My heart starting racing, a cold sweat pricking through my pores as a shiver of revulsion went down my spine. This was sexual harassment, and Tom had chosen an opportune time to pounce–the social pressure of the quiet room, the test, the diversion of the students’ attention. He had the upper hand, knowing I would have to make a scene to escape, and counting on my unwillingness to do so. He figured wrong. I walked right out of the room, into the open-air hallway, and took a lap. I had to report him. But he was my only friend on staff. It wouldn’t be “cool” to get him in trouble. But I had to report him. Not just for me, but for the girls, the ones who sidled up to him, seeking his attention, his affection. If he was comfortable making sexual innuendo to me in front of thirty of our students, what, exactly was he capable of alone with one of our girls? I had to report him.

I went straight to my department head. I told. She stood up from her desk, eyes blazing, directing me to the principal’s office. We walked down to the front office with purpose, we have a situation here, get the fuck out of our way. The principal ushered us into her office and closed the door. My boss at my side, the principal leaning in toward me, I reported Tom. They took me seriously. I told them about Tom’s cult figure status among the students, my concerns about his behavior with our young women, the behavior he was modeling for our young men. The principal took notes. She put in a call to the school district. The two women asked me if I was OK and offered to remove me from Tom’s classroom for the remainder of the school year. Yes, please. They asked me if I still felt comfortable coming to work with Tom on staff. They explained the process for handling sexual harassment, the district’s policies. The final bell rang while we were meeting, and they had one of our male security guards walk me to my car. I felt protected. I felt empowered. I felt assertive.

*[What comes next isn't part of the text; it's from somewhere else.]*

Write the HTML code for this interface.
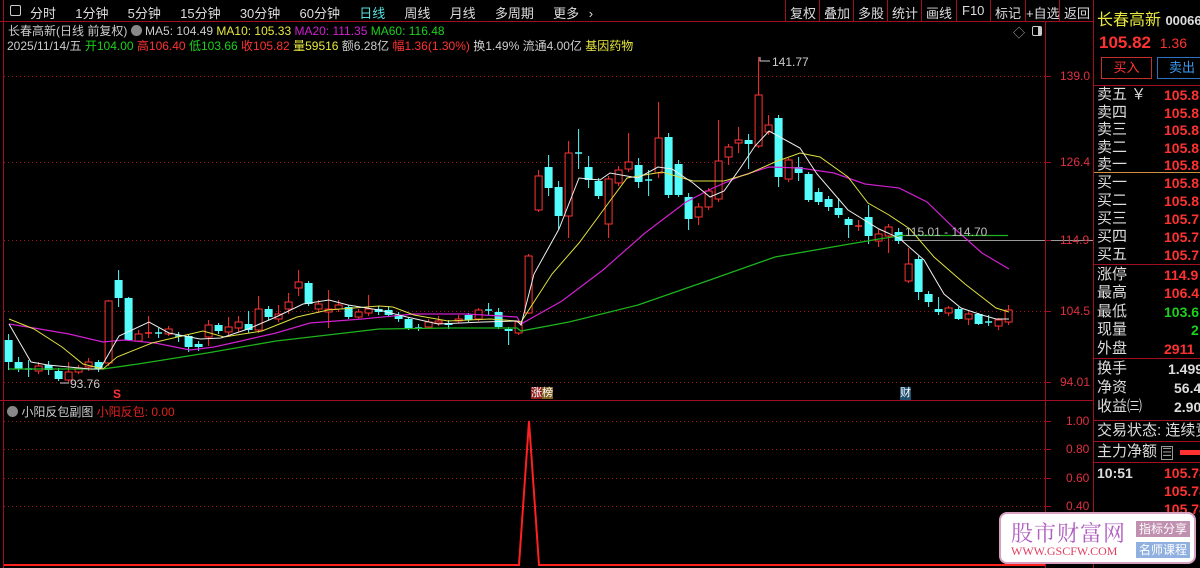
<!DOCTYPE html>
<html><head><meta charset="utf-8">
<style>
*{margin:0;padding:0;box-sizing:border-box}
body{width:1200px;height:568px;background:#000;overflow:hidden;position:relative;font-family:"Liberation Sans","Noto Sans CJK SC",sans-serif;font-size:12px;color:#ccc}
.a{position:absolute;white-space:nowrap}
.rp{position:absolute;left:1097px;font-size:15px;color:#ddd;line-height:18px}
.rv{position:absolute;right:0;font-size:14px;font-weight:bold;color:#ff3232;line-height:18px}
.hl{position:absolute;left:1094px;width:106px;height:1px;background:#a01020}
</style></head><body>
<svg width="1200" height="568" style="position:absolute;left:0;top:0" id="s">
<!-- frame lines -->
<line x1="0" y1="21.5" x2="1093" y2="21.5" stroke="#a01020"/>
<line x1="3.5" y1="0" x2="3.5" y2="568" stroke="#a01020"/>
<line x1="1045.5" y1="22" x2="1045.5" y2="568" stroke="#a01020"/>
<line x1="1093.5" y1="0" x2="1093.5" y2="568" stroke="#a01020"/>
<line x1="0" y1="400.5" x2="1093" y2="400.5" stroke="#a01020"/>
<g stroke="#a01020" stroke-dasharray="1,3">
<line x1="4" y1="76.5" x2="1045" y2="76.5"/><line x1="4" y1="162.5" x2="1045" y2="162.5"/>
<line x1="4" y1="311.5" x2="1045" y2="311.5"/><line x1="4" y1="382.5" x2="1045" y2="382.5"/>
<line x1="4" y1="240.5" x2="900" y2="240.5"/>
<line x1="4" y1="421.5" x2="1045" y2="421.5"/><line x1="4" y1="449.5" x2="1045" y2="449.5"/>
<line x1="4" y1="478.5" x2="1045" y2="478.5"/><line x1="4" y1="506.5" x2="1045" y2="506.5"/>
</g>
<line x1="900" y1="240.5" x2="1093" y2="240.5" stroke="#999"/>
<g stroke="#a01020"><line x1="1045" y1="76.5" x2="1051" y2="76.5"/><line x1="1045" y1="162.5" x2="1051" y2="162.5"/><line x1="1045" y1="240.5" x2="1051" y2="240.5"/><line x1="1045" y1="311.5" x2="1051" y2="311.5"/><line x1="1045" y1="382.5" x2="1051" y2="382.5"/>
<line x1="1045" y1="421.5" x2="1051" y2="421.5"/><line x1="1045" y1="449.5" x2="1051" y2="449.5"/><line x1="1045" y1="478.5" x2="1051" y2="478.5"/><line x1="1045" y1="506.5" x2="1051" y2="506.5"/></g>
<g id="cd"></g>
<!-- MAs -->
<polyline fill="none" stroke="#1db31d" stroke-width="1.3" points="9,369 103,369 138,364 207,353 276,341 345,333 379,329 448,328 517,328 521,331 569,322 638,305 707,281 775,257 844,245 879,239 899,236"/>
<line x1="899" y1="235.5" x2="1008" y2="235.5" stroke="#1db31d" stroke-width="1.3"/>
<polyline fill="none" stroke="#d020d0" stroke-width="1.2" points="9,324 34,328 69,334 103,342 124,340 155,343 190,350 214,347 241,341 276,333 310,323 362,319 414,314 466,314 517,317 521,324 562,301 603,270 645,233 686,202 713,188 741,176 769,167 800,168 834,173 865,184 899,188 927,202 955,229 982,253 1009,269"/>
<polyline fill="none" stroke="#e0e040" stroke-width="1" points="9,319 34,329 62,347 83,364 103,369 117,357 152,343 203,331 224,337 262,331 297,317 328,310 379,306 393,307 414,315 448,321 490,319 517,321 521,322 552,274 579,243 607,205 627,178 662,172 693,181 724,181 748,174 775,162 800,153 820,157 848,177 868,203 889,215 910,229 934,257 965,284 996,308 1009,312"/>
<polyline fill="none" stroke="#eee" stroke-width="1" points="9,324 31,362 48,365 90,369 100,369 119,336 149,322 169,333 200,339 221,338 248,329 276,317 303,304 329,300 348,305 379,310 407,317 438,324 483,322 517,321 521,325 534,274 559,229 579,178 600,180 610,173 638,178 658,167 672,169 693,183 710,197 724,191 741,167 755,146 769,131 800,148 817,174 848,210 879,229 899,238 924,260 944,294 961,308 982,315 996,319 1009,319"/>
<!-- sub chart spike -->
<polyline fill="none" stroke="#ff2020" stroke-width="2" points="4,565 519,565 529,421 539,565 1045,565"/>
<!-- annotations -->
<text x="772" y="66" fill="#ccc" font-size="12" font-family="Liberation Sans">141.77</text>
<polyline fill="none" stroke="#ccc" points="760,57 760,61 770,61"/>
<text x="70" y="388" fill="#ccc" font-size="12" font-family="Liberation Sans">93.76</text>
<line x1="60" y1="383" x2="69" y2="383" stroke="#ccc"/>
<text x="905" y="236" fill="#bbb" font-size="12" font-family="Liberation Sans">115.01 - 114.70</text>
</svg>

<!-- toolbar -->
<div class="a" style="left:10px;top:5px;width:11px;height:11px;border:1px solid #ccc;border-radius:2px"></div>
<div class="a" style="left:30px;top:3px;font-size:13px;color:#ddd;word-spacing:6px">分时 &nbsp;1分钟 &nbsp;5分钟 &nbsp;15分钟 &nbsp;30分钟 &nbsp;60分钟 &nbsp;<span style="color:#54e0e0">日线</span> &nbsp;周线 &nbsp;月线 &nbsp;多周期 &nbsp;更多 ›</div>
<div class="a" style="left:785px;top:0;height:21px;font-size:13px;color:#ddd">
<span style="position:absolute;left:5px;top:3px">复权</span><span style="position:absolute;left:39px;top:3px">叠加</span><span style="position:absolute;left:73px;top:3px">多股</span><span style="position:absolute;left:107px;top:3px">统计</span><span style="position:absolute;left:141px;top:3px">画线</span><span style="position:absolute;left:177px;top:3px">F10</span><span style="position:absolute;left:210px;top:3px">标记</span><span style="position:absolute;left:241px;top:3px">+自选</span><span style="position:absolute;left:279px;top:3px">返回</span></div>
<div class="a" style="left:785px;top:0;width:308px;height:21px;border-left:1px solid #a01020;background:linear-gradient(90deg,transparent 33px,#a01020 33px,#a01020 34px,transparent 34px,transparent 67px,#a01020 67px,#a01020 68px,transparent 68px,transparent 101px,#a01020 101px,#a01020 102px,transparent 102px,transparent 135px,#a01020 135px,#a01020 136px,transparent 136px,transparent 170px,#a01020 170px,#a01020 171px,transparent 171px,transparent 204px,#a01020 204px,#a01020 205px,transparent 205px,transparent 239px,#a01020 239px,#a01020 240px,transparent 240px,transparent 273px,#a01020 273px,#a01020 274px,transparent 274px)"></div>
<div class="a" style="left:1013px;top:24px;color:#aaa;font-size:12px">◇</div>
<div class="a" style="left:1032px;top:26px;width:10px;height:10px;border:1px solid #ccc;border-radius:2px;background:linear-gradient(90deg,transparent 5px,#ccc 5px)"></div>

<div class="a" style="left:8px;top:22px;font-size:12px;color:#ccc">长春高新(日线 前复权) <span style="display:inline-block;width:11px;height:11px;border-radius:6px;background:#888;vertical-align:-1px"></span> <span>MA5: 104.49</span> <span style="color:#e8e840">MA10: 105.33</span> <span style="color:#d020d0">MA20: 111.35</span> <span style="color:#1dd01d">MA60: 116.48</span></div>
<div class="a" style="left:7px;top:37px;font-size:12px;color:#ccc">2025/11/14/五 <span style="color:#1dd01d">开104.00</span> <span style="color:#ff3232">高106.40</span> <span style="color:#1dd01d">低103.66</span> <span style="color:#ff3232">收105.82</span> <span style="color:#e8e840">量59516</span> 额6.28亿 <span style="color:#ff3232">幅1.36(1.30%)</span> 换1.49% 流通4.00亿 <span style="color:#e8e840">基因药物</span></div>

<!-- axis labels -->
<div class="a" style="left:1060px;top:69px;color:#e03040;font-size:12px">139.0</div>
<div class="a" style="left:1060px;top:155px;color:#e03040;font-size:12px">126.4</div>
<div class="a" style="left:1060px;top:233px;color:#e03040;font-size:12px">114.9</div>
<div class="a" style="left:1060px;top:304px;color:#e03040;font-size:12px">104.5</div>
<div class="a" style="left:1060px;top:375px;color:#e03040;font-size:12px">94.01</div>
<div class="a" style="left:1066px;top:414px;color:#e03040;font-size:12px">1.00</div>
<div class="a" style="left:1066px;top:442px;color:#e03040;font-size:12px">0.80</div>
<div class="a" style="left:1066px;top:471px;color:#e03040;font-size:12px">0.60</div>
<div class="a" style="left:1066px;top:499px;color:#e03040;font-size:12px">0.40</div>

<div class="a" style="left:113px;top:387px;color:#ff3232;font-size:12px;font-weight:bold">S</div>
<div class="a" style="left:531px;top:387px;font-size:11px;line-height:13px;color:#fff"><span style="background:#902020">涨</span><span style="background:#806020">榜</span></div>
<div class="a" style="left:900px;top:387px;font-size:11px;line-height:13px;color:#fff;background:#205070">财</div>

<div class="a" style="left:7px;top:403px;font-size:12px;color:#ccc"><span style="display:inline-block;width:11px;height:11px;border-radius:6px;background:#888;vertical-align:-1px"></span> 小阳反包副图 <span style="color:#e02020">小阳反包: 0.00</span></div>

<!-- right panel -->
<div class="a" style="left:1097px;top:6px;font-size:16px;color:#e8e840">长春高新 <span style="font-size:13px;color:#ddd;font-weight:bold">000661</span></div>
<div class="a" style="left:1099px;top:33px;font-size:17px;font-weight:bold;color:#ff3232">105.82 <span style="font-size:14px;font-weight:normal;margin-left:4px">1.36</span></div>
<div class="a" style="left:1101px;top:57px;width:51px;height:22px;border:1px solid #c03030;color:#ff3232;font-size:13px;text-align:center;line-height:20px">买入</div>
<div class="a" style="left:1157px;top:57px;width:50px;height:22px;border:1px solid #3070c0;color:#3a9af0;font-size:13px;text-align:center;line-height:20px">卖出</div>
<div class="hl" style="top:85px"></div>
<div class="hl" style="top:172px;background:#d09040"></div>
<div class="hl" style="top:264px"></div>
<div class="hl" style="top:358px"></div>
<div class="hl" style="top:420px"></div>
<div class="hl" style="top:441px"></div>
<div class="hl" style="top:462px"></div>
<div style="position:absolute;left:1094px;top:0;width:106px;height:568px;overflow:hidden">
<div style="position:absolute;left:0;top:0;width:300px">
<div class="rp" style="left:3px;top:86px">卖五 ￥</div><div class="rv" style="left:70px;top:86px">105.8</div>
<div class="rp" style="left:3px;top:104px">卖四</div><div class="rv" style="left:70px;top:104px">105.8</div>
<div class="rp" style="left:3px;top:121px">卖三</div><div class="rv" style="left:70px;top:121px">105.8</div>
<div class="rp" style="left:3px;top:139px">卖二</div><div class="rv" style="left:70px;top:139px">105.8</div>
<div class="rp" style="left:3px;top:156px">卖一</div><div class="rv" style="left:70px;top:156px">105.8</div>
<div class="rp" style="left:3px;top:174px">买一</div><div class="rv" style="left:70px;top:174px">105.8</div>
<div class="rp" style="left:3px;top:192px">买二</div><div class="rv" style="left:70px;top:192px">105.8</div>
<div class="rp" style="left:3px;top:210px">买三</div><div class="rv" style="left:70px;top:210px">105.7</div>
<div class="rp" style="left:3px;top:228px">买四</div><div class="rv" style="left:70px;top:228px">105.7</div>
<div class="rp" style="left:3px;top:246px">买五</div><div class="rv" style="left:70px;top:246px">105.7</div>
<div class="rp" style="left:3px;top:266px">涨停</div><div class="rv" style="left:70px;top:266px">114.9</div>
<div class="rp" style="left:3px;top:284px">最高</div><div class="rv" style="left:70px;top:284px">106.4</div>
<div class="rp" style="left:3px;top:303px">最低</div><div class="rv" style="left:70px;top:303px;color:#1dd01d">103.6</div>
<div class="rp" style="left:3px;top:321px">现量</div><div class="rv" style="left:97px;top:321px;color:#1dd01d">2</div>
<div class="rp" style="left:3px;top:340px">外盘</div><div class="rv" style="left:70px;top:340px">2911</div>
<div class="rp" style="left:3px;top:360px">换手</div><div class="rv" style="left:74px;top:360px;color:#ddd">1.499</div>
<div class="rp" style="left:3px;top:379px">净资</div><div class="rv" style="left:80px;top:379px;color:#ddd">56.4</div>
<div class="rp" style="left:3px;top:398px">收益㈢</div><div class="rv" style="left:80px;top:398px;color:#ddd">2.90</div>
<div class="rp" style="left:3px;top:422px">交易状态: 连续竞价</div>
<div class="rp" style="left:3px;top:443px">主力净额 <span style="font-size:11px;border:1px solid #999;color:#999">☰</span></div>
<div class="a" style="left:86px;top:450px;width:30px;height:5px;background:#ff3232"></div>
<div class="rv" style="left:3px;top:464px;color:#ddd">10:51</div><div class="rv" style="left:70px;top:464px">105.78</div>
<div class="rv" style="left:70px;top:482px">105.78</div>
<div class="rv" style="left:70px;top:500px">105.78</div>
</div></div>

<!-- watermark -->
<div class="a" style="left:999px;top:512px;width:197px;height:52px;background:#fff;border:2px solid #d8a0c0;border-radius:8px">
<div class="a" style="left:10px;top:3px;font-size:22px;color:#b060c0;letter-spacing:1px;font-family:'Noto Serif CJK SC',serif">股市财富网</div>
<div class="a" style="left:10px;top:30px;font-size:12px;color:#e04060;font-family:'Liberation Serif',serif">WWW.GSCFW.COM</div>
<div class="a" style="left:135px;top:7px;width:54px;height:16px;background:#c090b0;color:#fff;font-size:12px;text-align:center;line-height:16px">指标分享</div>
<div class="a" style="left:135px;top:28px;width:54px;height:16px;background:#90b0e0;color:#fff;font-size:12px;text-align:center;line-height:16px">名师课程</div>
</div>

<script>
var d=[
[1,'c',340,362,334,370],[2,'c',362,369,357,372],[3,'c',369,369,360,377],[4,'r',366,371,362,374],[5,'c',365,370,361,375],[6,'c',371,379,368,381],[7,'r',372,380,362,382],[8,'r',368,372,365,374],[9,'r',362,367,358,371],[10,'c',362,369,360,372],
[11,'r',301,363,300,366],[12,'c',280,298,270,307],[13,'c',298,340,297,341],[14,'r',334,341,330,342],[15,'r',333,333,316,338],[16,'c',333,333,328,338],[17,'r',329,334,326,336],[18,'c',336,336,332,342],[19,'c',336,347,334,352],[20,'c',344,347,341,351],
[21,'r',325,337,320,346],[22,'c',325,331,323,334],[23,'r',327,332,317,337],[24,'r',322,328,316,332],[25,'c',324,330,311,333],[26,'r',309,330,296,333],[27,'c',309,317,306,320],[28,'r',314,319,305,322],[29,'r',302,309,293,314],[30,'r',282,288,270,296],
[31,'c',283,304,281,306],[32,'r',304,309,300,313],[33,'r',309,312,290,328],[34,'r',305,309,300,312],[35,'c',307,317,305,319],[36,'r',312,317,309,319],[37,'r',309,313,295,316],[38,'c',309,312,306,315],[39,'c',310,315,306,317],[40,'c',315,319,312,322],
[41,'c',319,329,317,330],[42,'c',328,328,324,331],[43,'r',322,327,319,328],[44,'r',321,323,316,326],[45,'c',323,325,320,329],[46,'r',319,321,315,323],[47,'c',315,320,313,322],[48,'r',310,319,308,321],[49,'c',310,310,303,315],[50,'c',312,327,308,329],
[51,'c',329,331,327,345],[52,'r',322,333,320,335],[53,'r',256,313,254,314],[54,'r',176,210,170,212],[55,'c',167,188,155,196],[56,'c',187,216,181,229],[57,'r',153,216,141,238],[58,'c',153,153,129,169],[59,'c',167,180,156,188],[60,'c',181,196,178,199],
[61,'r',179,224,176,238],[62,'r',170,183,166,186],[63,'r',162,169,133,172],[64,'c',165,182,158,188],[65,'c',180,180,170,196],[66,'r',138,173,102,178],[67,'c',137,195,133,198],[68,'c',164,195,160,197],[69,'c',197,219,193,230],[70,'r',207,217,203,225],
[71,'r',191,207,188,210],[72,'r',161,199,120,202],[73,'r',147,157,144,165],[74,'r',140,143,127,153],[75,'c',140,144,134,169],[76,'r',95,146,57,148],[77,'r',125,132,115,135],[78,'c',118,177,115,187],[79,'r',160,179,158,182],[80,'c',167,173,157,181],
[81,'c',174,200,172,202],[82,'c',192,202,188,205],[83,'c',199,207,196,211],[84,'c',208,215,198,218],[85,'c',219,225,217,238],[86,'r',226,226,220,231],[87,'c',217,236,205,244],[88,'r',234,241,229,247],[89,'r',227,236,224,253],[90,'c',232,241,228,244],
[91,'r',264,281,248,283],[92,'c',259,292,256,300],[93,'c',294,302,291,307],[94,'c',309,312,297,315],[95,'r',308,313,306,316],[96,'c',309,319,307,320],[97,'r',314,319,311,325],[98,'c',314,324,313,325],[99,'c',322,322,315,326],[100,'r',320,326,318,330],[101,'r',310,322,305,325]
];
var s='';
for(var k=0;k<d.length;k++){var c=d[k],x=8.6+10*(c[0]-1),col=c[1]=='r'?'#ff3232':'#54fcfc';
s+='<line x1="'+x+'" y1="'+c[4]+'" x2="'+x+'" y2="'+c[5]+'" stroke="'+col+'"/>';
var h=c[3]-c[2];
if(h<1){s+='<line x1="'+(x-3.5)+'" y1="'+c[2]+'" x2="'+(x+3.5)+'" y2="'+c[2]+'" stroke="'+col+'" stroke-width="1.5"/>';}
else if(c[1]=='r'){s+='<rect x="'+(x-3.5)+'" y="'+c[2]+'" width="7" height="'+h+'" fill="#000" stroke="'+col+'"/>';}
else{s+='<rect x="'+(x-4)+'" y="'+c[2]+'" width="8" height="'+h+'" fill="'+col+'"/>';}}
document.getElementById('cd').innerHTML=s;
</script>
</body></html>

I called my mom. I told. She listened quietly, taking me seriously. She was proud of me, she said, for reporting Tom. Not only because I was asserting my own rights, protecting myself, but because by reporting him, I was helping to make him a safer teacher. Tom’s lack of boundaries with our students could lead to disaster–student abuse and career ruination. This was an opportunity for him to learn an important lesson, clean up his act and become a trustworthy educator. She urged me to see myself as a person who was engendering critical systemic change, and to take pride in this accomplishment. She applauded me for trusting my gut, leaving the situation and asking for help.I had done the right thing.

Of course, back at school the awkwardness was difficult to bear. I panicked at the thought of running into Tom, what he might say, the looks he might give me. I struggled with feeling uncool, as though I’d broken some sort of covenant between the popular kids, my social status on the line. We were young. I’d only been out of high school five years myself, the and the existential struggles of the teen years lingered. I found myself anxiously searching the parking lot for Tom’s vintage VW sports car, scanning the breezeways for his figure. I avoided his classroom like the plague, telling our students I had to switch classes to help out elsewhere, when they invariably asked where I’d gone.

I noticed Tom’s classroom door stayed propped open at all times. He wasn’t at the football games anymore. On chance sightings, I saw he walked alone, no longer the center of a gang of students clamoring for his attention. I wondered if he was starting to take himself more seriously. I knew from the principal that he had been taken through the district’s process, had been written up for sexual harassment. I both hoped he didn’t hate me and that he had had the hammer dropped on him, because he deserved it. I worried about retaliation.

No retaliation came. Tom and I never exchanged a word again, save for a polite nod when passing in the halls. The next school year found me a full time graduate student, my career as a student teacher a thing of the past. Clarence Thomas made it onto the Supreme Court despite planting pubic hairs on cans of Coke in the office, and Tom faded into memory.